Now I haven’t had a single date in more than three months. I don’t think that women need sex as much as men do, despite what the movies and some of the women’s magazines say. If I’m happy doing other things, then I’m happy. I really have a good life now, and I hope I don’t meet some man to mess it up again.
After Westbury I was living my life like a Greek tragedy, and I didn’t like it. So instead of wallowing in self-pity, I decided I had to get out and do something. I am a voracious reader, and I read everything I could on the issue of rape. Now I have been named chairman of the National Association for Crime Victims Rights, based in Portland, Oreg., and I hope to do some public appearances for them. Last year I appeared before Senator Kennedy’s committee, which was looking into laws that protect the criminals and put the victims through hell.
I had been doing interior design as a hobby for 12 years, and now I’m taking courses in architectural drafting and design. I’ve joined a gym that has a Nautilus body-building program, and I’m also taking a course in gourmet cooking. One of my greatest joys is participating in my son’s life. Joey has made the whole difference, and if I had to experience some of these things without him, I don’t know what I would have done. I have wonderful parents, an unbelievable child, and I don’t know how many more things someone can have.

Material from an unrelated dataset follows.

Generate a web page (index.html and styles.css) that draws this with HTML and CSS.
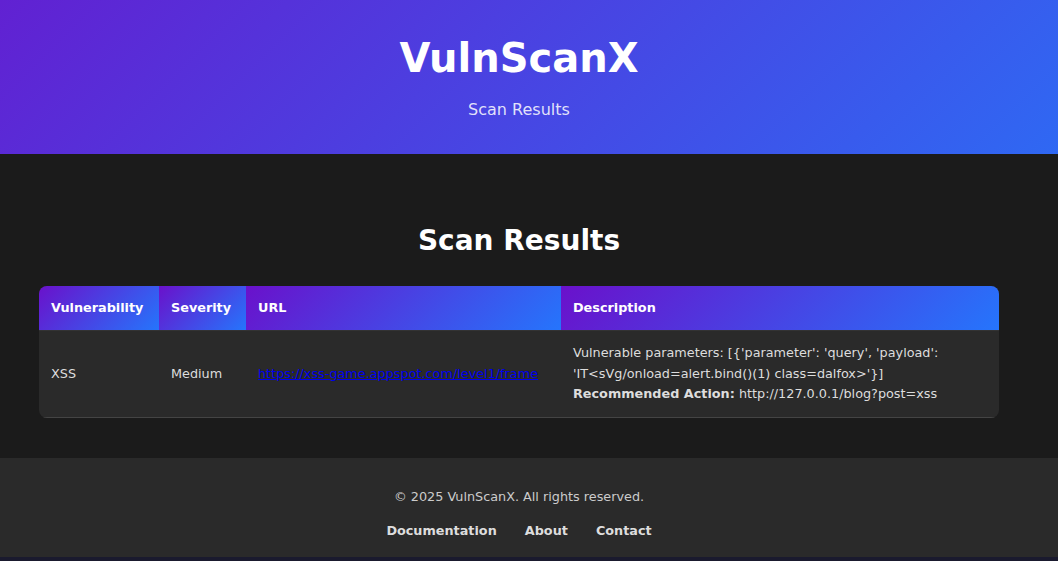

People still ask me about the rape. It’s an ever-present thing, and scars from that will never heal. It’s a gift that I’m still here, and I think about that whenever I get a little down. I will not be the same again, but maybe that’s good. I may never get over it, but I think I have put it in the right perspective, because I am enjoying life again. You have to work at being happy. It’s not a right; it’s a privilege.